Som do flamenco

Silencia o violão universal de Paco de Lucía

Músico espanhol, de múltiplas linguagens, morreu aos 66 anos

CC / Alberto Cabello

Músico é expoente da música flamenca, que exige técnica e emoção extremas, mas também de outros gêneros

São Paulo – Paco de Lucía esteve em 11 de novembro em São Paulo, naquele que seria o seu último show no Brasil. A chuva o reteve com seu grupo em Porto Alegre, e foi preciso fretar um avião para buscá-lo, causando atraso de quase duas horas na apresentação, que começou às 23h.

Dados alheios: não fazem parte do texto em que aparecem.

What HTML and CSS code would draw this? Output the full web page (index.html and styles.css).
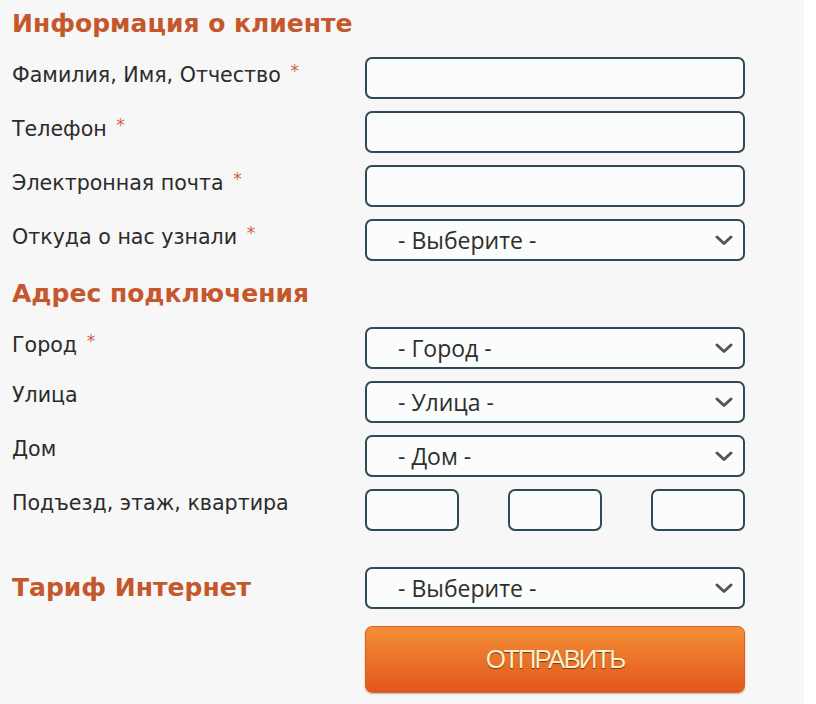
FILE: index.html
```html
<!DOCTYPE html>
<html lang="ru">
<head>
<meta charset="utf-8">
<title>Информация о клиенте</title>
<link rel="stylesheet" href="styles.css">
</head>
<body>
<div class="page">
  <form class="form">
    <div class="row row-head">
      <h2 class="heading">Информация о клиенте</h2>
    </div>
    <div class="row">
      <label class="label">Фамилия, Имя, Отчество <span class="req">*</span></label>
      <div class="field"><div class="input"></div></div>
    </div>
    <div class="row">
      <label class="label">Телефон <span class="req">*</span></label>
      <div class="field"><div class="input"></div></div>
    </div>
    <div class="row">
      <label class="label">Электронная почта <span class="req">*</span></label>
      <div class="field"><div class="input"></div></div>
    </div>
    <div class="row">
      <label class="label">Откуда о нас узнали <span class="req">*</span></label>
      <div class="field"><div class="input select"><span class="sel-text">- Выберите -</span><svg class="chev" width="18" height="11" viewBox="0 0 18 11"><polyline points="2,2 9,8.5 16,2" fill="none" stroke="#555" stroke-width="3" stroke-linecap="round" stroke-linejoin="round"/></svg></div></div>
    </div>
    <div class="row row-head">
      <h2 class="heading">Адрес подключения</h2>
    </div>
    <div class="row">
      <label class="label">Город <span class="req">*</span></label>
      <div class="field"><div class="input select"><span class="sel-text">- Город -</span><svg class="chev" width="18" height="11" viewBox="0 0 18 11"><polyline points="2,2 9,8.5 16,2" fill="none" stroke="#555" stroke-width="3" stroke-linecap="round" stroke-linejoin="round"/></svg></div></div>
    </div>
    <div class="row">
      <label class="label">Улица</label>
      <div class="field"><div class="input select"><span class="sel-text">- Улица -</span><svg class="chev" width="18" height="11" viewBox="0 0 18 11"><polyline points="2,2 9,8.5 16,2" fill="none" stroke="#555" stroke-width="3" stroke-linecap="round" stroke-linejoin="round"/></svg></div></div>
    </div>
    <div class="row">
      <label class="label">Дом</label>
      <div class="field"><div class="input select"><span class="sel-text">- Дом -</span><svg class="chev" width="18" height="11" viewBox="0 0 18 11"><polyline points="2,2 9,8.5 16,2" fill="none" stroke="#555" stroke-width="3" stroke-linecap="round" stroke-linejoin="round"/></svg></div></div>
    </div>
    <div class="row">
      <label class="label">Подъезд, этаж, квартира</label>
      <div class="field field-split">
        <div class="input small"></div>
        <div class="input small"></div>
        <div class="input small"></div>
      </div>
    </div>
    <div class="row row-tariff">
      <h2 class="heading heading-inline">Тариф Интернет</h2>
      <div class="field"><div class="input select"><span class="sel-text">- Выберите -</span><svg class="chev" width="18" height="11" viewBox="0 0 18 11"><polyline points="2,2 9,8.5 16,2" fill="none" stroke="#555" stroke-width="3" stroke-linecap="round" stroke-linejoin="round"/></svg></div></div>
    </div>
    <div class="row row-btn">
      <div class="label"></div>
      <div class="field"><button type="button" class="btn">ОТПРАВИТЬ</button></div>
    </div>
  </form>
</div>
</body>
</html>
```

FILE: styles.css
```css
html, body {
  margin: 0;
  padding: 0;
}
body {
  background: #ffffff;
  font-family: "DejaVu Sans", Verdana, sans-serif;
  color: #333333;
}
.page {
  width: 804px;
  height: 704px;
  background: #f7f7f7;
  box-sizing: border-box;
  padding: 3px 0 0 12px;
}
.form {
  display: flex;
  flex-direction: column;
  gap: 12px;
}
.row {
  display: flex;
  height: 42px;
}
.label {
  width: 353px;
  flex: none;
  font-size: 20.6px;
  line-height: 26px;
  padding-top: 1px;
  color: #2b2b2b;
}
.req {
  color: #d0624a;
  font-size: 17px;
  vertical-align: 5px;
  margin-left: 3px;
}
.heading {
  margin: 0;
  font-size: 25px;
  font-weight: bold;
  color: #c4582c;
  line-height: 42px;
}
.heading-inline {
  width: 353px;
  flex: none;
}
.field {
  width: 380px;
  flex: none;
  display: flex;
}
.field-split {
  justify-content: space-between;
}
.input {
  box-sizing: border-box;
  width: 100%;
  height: 42px;
  border: 2px solid #2f4a54;
  border-radius: 7px;
  background: #fbfcfc;
}
.input.small {
  width: 94px;
}
.select {
  display: flex;
  align-items: center;
  justify-content: space-between;
  padding: 0 10px 0 31px;
}
.sel-text {
  font-family: "Open Sans", sans-serif;
  font-size: 23px;
  color: #2e2e2e;
}
.chev {
  display: block;
}
.row-tariff {
  margin-top: 24px;
}
.row-btn {
  height: 67px;
  margin-top: 5px;
}
.btn {
  width: 380px;
  height: 67px;
  border: 1px solid #d8621f;
  border-radius: 7px;
  background: linear-gradient(#f28f36, #e4561b);
  font-family: "Liberation Sans", Arial, sans-serif;
  font-size: 26px;
  letter-spacing: -2px;
  color: #fcefcb;
  text-shadow: 0 1px 1px rgba(80, 30, 0, 0.7);
  box-shadow: 0 1px 2px rgba(0, 0, 0, 0.25);
  padding: 0;
  cursor: pointer;
}
```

Quando finalmente conseguiu subir ao palco, depois de passar por turbulência no voo, o música humildemente pediu desculpas, agradeceu pela paciência e comentou: “Foi um dia difícil”. Em seguida, inundou o teatro com seu som, fechando com um clássico de seu repertório, Entre dos Aguas, canção gravada em 1973, que fez parte da trilha sonora de Vicky, Cristina, Barcelona, de Woody Allen, em 2008.

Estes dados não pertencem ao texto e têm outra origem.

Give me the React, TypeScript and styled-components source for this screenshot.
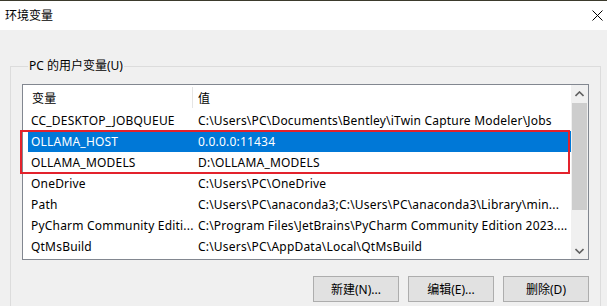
import React from "react";
import styled, { createGlobalStyle } from "styled-components";

const GlobalStyle = createGlobalStyle`
  html, body {
    margin: 0;
    padding: 0;
    width: 607px;
    height: 306px;
    overflow: hidden;
    background: #f0f0f0;
  }
  * {
    box-sizing: border-box;
  }
`;

const FONT = `"Noto Sans", "Noto Sans CJK SC", sans-serif`;

const Window = styled.div`
  width: 607px;
  height: 306px;
  overflow: hidden;
  display: flex;
  flex-direction: column;
  font-family: ${FONT};
  font-size: 12px;
  color: #000;
`;

const DesktopEdge = styled.div`
  height: 1px;
  flex-shrink: 0;
  background: #3b3a2c;
`;

const TitleBar = styled.div`
  height: 29px;
  flex-shrink: 0;
  background: #fff;
  display: flex;
  align-items: center;
  justify-content: space-between;
  padding: 0 4px 0 5px;
`;

const Title = styled.span`
  font-size: 12px;
  line-height: 16px;
  margin-top: 1px;
`;

const CloseIcon = styled.svg`
  width: 11px;
  height: 11px;
  margin-top: -1px;
`;

const Body = styled.div`
  flex: 1;
  min-height: 0;
  overflow: hidden;
  background: #f0f0f0;
  padding: 28px 6px 0 10px;
`;

const GroupBox = styled.fieldset`
  margin: 0;
  height: 300px;
  border: 1px solid #dcdcdc;
  padding: 10px 11px 0 11px;
  min-width: 0;
`;

const GroupLabel = styled.legend`
  font-size: 12px;
  line-height: 16px;
  padding: 0 1px;
  margin-left: 6px;
`;

const ListBox = styled.div`
  height: 176px;
  border: 1px solid #828790;
  background: #fff;
  display: flex;
`;

const Table = styled.div`
  flex: 1;
  min-width: 0;
  display: flex;
  flex-direction: column;
  letter-spacing: 0.2px;
`;

const HeaderRow = styled.div`
  height: 25px;
  flex-shrink: 0;
  display: flex;
  align-items: center;
  padding-left: 5px;
`;

const HeaderCell = styled.div<{ $first?: boolean }>`
  width: ${(p) => (p.$first ? "165px" : "auto")};
  height: 21px;
  display: flex;
  align-items: center;
  padding-left: ${(p) => (p.$first ? "4px" : "5px")};
  border-right: ${(p) => (p.$first ? "1px solid #e5e5e5" : "none")};
`;

const Marked = styled.div`
  position: relative;

  &::after {
    content: "";
    position: absolute;
    left: -3px;
    right: 1px;
    top: -1px;
    bottom: -1px;
    border: 2px solid #e3222c;
    pointer-events: none;
  }
`;

const Row = styled.div<{ $selected?: boolean }>`
  height: 21px;
  flex-shrink: 0;
  margin-left: 5px;
  display: flex;
  align-items: center;
  white-space: nowrap;
  background: ${(p) => (p.$selected ? "#0078d7" : "transparent")};
  color: ${(p) => (p.$selected ? "#fff" : "#000")};
`;

const NameCell = styled.div`
  width: 167px;
  padding-left: 3px;
  overflow: hidden;
`;

const ValueCell = styled.div`
  flex: 1;
  padding-left: 3px;
  overflow: hidden;
`;

const ScrollBar = styled.div`
  width: 17px;
  background: #f0f0f0;
  display: flex;
  flex-direction: column;
  align-items: center;
`;

const ArrowButton = styled.div`
  height: 17px;
  width: 17px;
  flex-shrink: 0;
  display: flex;
  align-items: center;
  justify-content: center;
`;

const Thumb = styled.div`
  width: 15px;
  height: 107px;
  flex-shrink: 0;
  margin-top: 1px;
  background: #cdcdcd;
`;

const Track = styled.div`
  flex: 1;
`;

const ButtonRow = styled.div`
  display: flex;
  justify-content: flex-end;
  gap: 9px;
  margin-top: 16px;
`;

const Button = styled.button`
  width: 86px;
  height: 26px;
  background: #e1e1e1;
  border: 1px solid #adadad;
  font-family: ${FONT};
  font-size: 12px;
  color: #000;
  padding: 0;
`;

const Chevron = ({ up }: { up?: boolean }) => (
  <svg width="9" height="6" viewBox="0 0 9 6">
    <polyline
      points={up ? "0.5,5 4.5,1 8.5,5" : "0.5,1 4.5,5 8.5,1"}
      fill="none"
      stroke="#606060"
      strokeWidth="1.6"
    />
  </svg>
);

const vars = [
  { name: "CC_DESKTOP_JOBQUEUE", value: "C:\\Users\\PC\\Documents\\Bentley\\iTwin Capture Modeler\\Jobs" },
  { name: "OLLAMA_HOST", value: "0.0.0.0:11434", selected: true, marked: true },
  { name: "OLLAMA_MODELS", value: "D:\\OLLAMA_MODELS", marked: true },
  { name: "OneDrive", value: "C:\\Users\\PC\\OneDrive" },
  { name: "Path", value: "C:\\Users\\PC\\anaconda3;C:\\Users\\PC\\anaconda3\\Library\\min..." },
  { name: "PyCharm Community Editi...", value: "C:\\Program Files\\JetBrains\\PyCharm Community Edition 2023...." },
  { name: "QtMsBuild", value: "C:\\Users\\PC\\AppData\\Local\\QtMsBuild" },
];

type Var = (typeof vars)[number];

const VarRow = ({ v }: { v: Var }) => (
  <Row $selected={v.selected}>
    <NameCell>{v.name}</NameCell>
    <ValueCell>{v.value}</ValueCell>
  </Row>
);

export default function App() {
  const before = vars.slice(0, 1);
  const marked = vars.filter((v) => v.marked);
  const after = vars.slice(3);

  return (
    <>
      <GlobalStyle />
      <Window>
        <DesktopEdge />
        <TitleBar>
          <Title>环境变量</Title>
          <CloseIcon viewBox="0 0 11 11">
            <path d="M0.5 0.5 L10.5 10.5 M10.5 0.5 L0.5 10.5" stroke="#000" strokeWidth="1" />
          </CloseIcon>
        </TitleBar>
        <Body>
          <GroupBox>
            <GroupLabel>PC 的用户变量(U)</GroupLabel>
            <ListBox>
              <Table>
                <HeaderRow>
                  <HeaderCell $first>变量</HeaderCell>
                  <HeaderCell>值</HeaderCell>
                </HeaderRow>
                {before.map((v) => (
                  <VarRow key={v.name} v={v} />
                ))}
                <Marked>
                  {marked.map((v) => (
                    <VarRow key={v.name} v={v} />
                  ))}
                </Marked>
                {after.map((v) => (
                  <VarRow key={v.name} v={v} />
                ))}
              </Table>
              <ScrollBar>
                <ArrowButton>
                  <Chevron up />
                </ArrowButton>
                <Thumb />
                <Track />
                <ArrowButton>
                  <Chevron />
                </ArrowButton>
              </ScrollBar>
            </ListBox>
            <ButtonRow>
              <Button>新建(N)...</Button>
              <Button>编辑(E)...</Button>
              <Button>删除(D)</Button>
            </ButtonRow>
          </GroupBox>
        </Body>
      </Window>
    </>
  );
}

Nascido Francisco Sánchez Gómez, em 1947, Paco morreu hoje (26) em uma praia de Tulum, vizinha a Cancún, no México, onde tinha uma casa. Ele estava brincando com netos quando se sentiu mal. A causa provável da morte, a caminho do hospital, foi enfarte.

“Payo de nacimiento, pero gitano de alma”, definiu o jornal El País. A frase refere-se a uma expressão (“payo”) usadas pelos ciganos, os “gitanos”, para designar quem não é cigano. Ele nasceu em Algeciras, cidade de porte médio na região de Cádiz, que informou estar “chorando em silêncio pelo mais internacional de seus filhos”. Começou tocando ainda pequeno, por necessidade, conforme contou. “Os flamencos, como todos os músicos de músicas de raiz, sempre tivemos a geladeira vazia.” Aprendeu a tocar ouvindo Ramón, irmão mais velho.

Paco encarregou-se de espalhar o flamenco pelo mundo, preservando a tradição ao mesmo tempo em que agregava jazz, blues e outros gêneros. Para muitos, também ajudou a diminuir as fronteiras entre a música dita culta e a popular.

Em meados dos anos 1960, Paco se juntou à companhia do bailarino e coreógrafo Antonio Gades para uma turnê pelas Américas, onde descobriria o Brasil e a Bossa Nova. Gades e Paco podem ser vistos juntos no filme Carmen, de Carlos Saura, de 1983. No final da década de 1960, conheceu Camarón de la Isla, ou simplesmente Camarón, um dos grandes nomes do flamenco, com quem gravou nove álbuns.

Até voltar em 2013, para apresentações em Porto Alegre, Rio de Janeiro e São Paulo, Paco ficou 16 anos sem tocar no Brasil. “Quem sou eu? Um guitarrista flamenco. Quero ver se tenho algo novo a dizer com algo tão minimalista como a guitarra”, afirmou em entrevista de 2004. “Isso é que o realmente esperam os fãs e os profissionais, que são a razão final dos meus esforços. Y los gitanos, os melhores juízes do que eu faço.”